The kinetic energies of sequentially emitted IMFs and their partners are calculated, similar as in case of fission, from Coulomb repulsion using the momentum conservation in the frame of the decaying mother nucleus. In Figure 11 experimental data measured in the reaction U+ H at 1 A GeV [79,80,81,82] are compared with the predictions of ABLA07 coupled to the reaction model BURST [79]. In this reaction, the largest contribution to the production of residual nuclei is coming from fission. On the other hand, nuclei with atomic number smaller than ~15 are produced as intermediate-mass fragments, while those with atomic number larger than ~70 are residues after the sequential emission of neutrons, light-charged particles and/or IMFs. Cross sections, as well as first and second moments of the isotopic distributions are compared, and agreement between the data and the calculations is very satisfactory.

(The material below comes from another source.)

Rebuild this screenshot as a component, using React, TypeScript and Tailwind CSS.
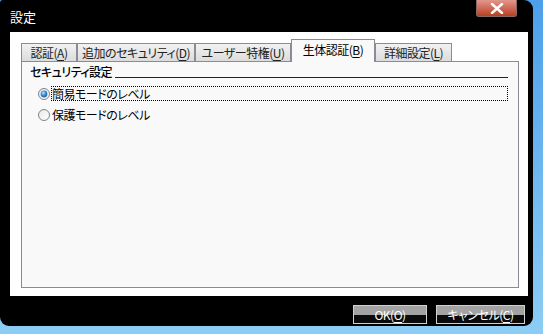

Figure 11: Up – Cross sections for the nuclei produced in 1 GeV p on
U: Measured cross sections [79,80,81,82] (left) and prediction of BUSRT [79] + ABLA07 (right) presented on the chart of the nuclides. Down – Left: Mean neutron-to-proton ratio of isotopic distributions as a function of the atomic number, compared with the stability line (dashed line) and to the BURST + ABLA07 prediction (solid line). Right: FWHM of the isotopic distributions compared to the prediction of the BURST + ABLA07 code (solid line).
III.
Break-up stage
If the excitation energy acquired during the first, collision, stage is high enough, the increase of volume has a dramatic consequence: The nucleus enters the spinodal region [83] characterized by negative incompressibility. In this region, an increase in the system volume due to expansion is connected with the increase in pressure, and, consequently, any local fluctuation in density is strongly amplified leading to a mixed phase consisting of droplets represented by a small amount of light nuclei at normal nuclear density, and the nuclear gas represented by individual nucleons. This process is often called “break-up”. The fragments formed in this process undergo deexcitation process and cool down. What is finally experimentally observed are the cold fragments, normally called IMFs. The entire multifragmentation process is scientifically very interesting for its relation to the equation-of-state of nuclear matter, in particular to the liquid-gas phase transition. The starting point of the break-up stage in ABLA07 is a hot nuclear system –so-called “spectator” , leftover of the initial collision stage. We assume that, if the excitation energy per nucleon of the spectator exceeds a limiting value [9], the system undergoes the break-up stage; otherwise we assume that it will directly de-excite through sequential evaporation and/or fission. The term spectator is derived from fragmentation reactions, but the following description of the break-up process is valid for the decay of any hot thermalised system regardless of the way how it was produced.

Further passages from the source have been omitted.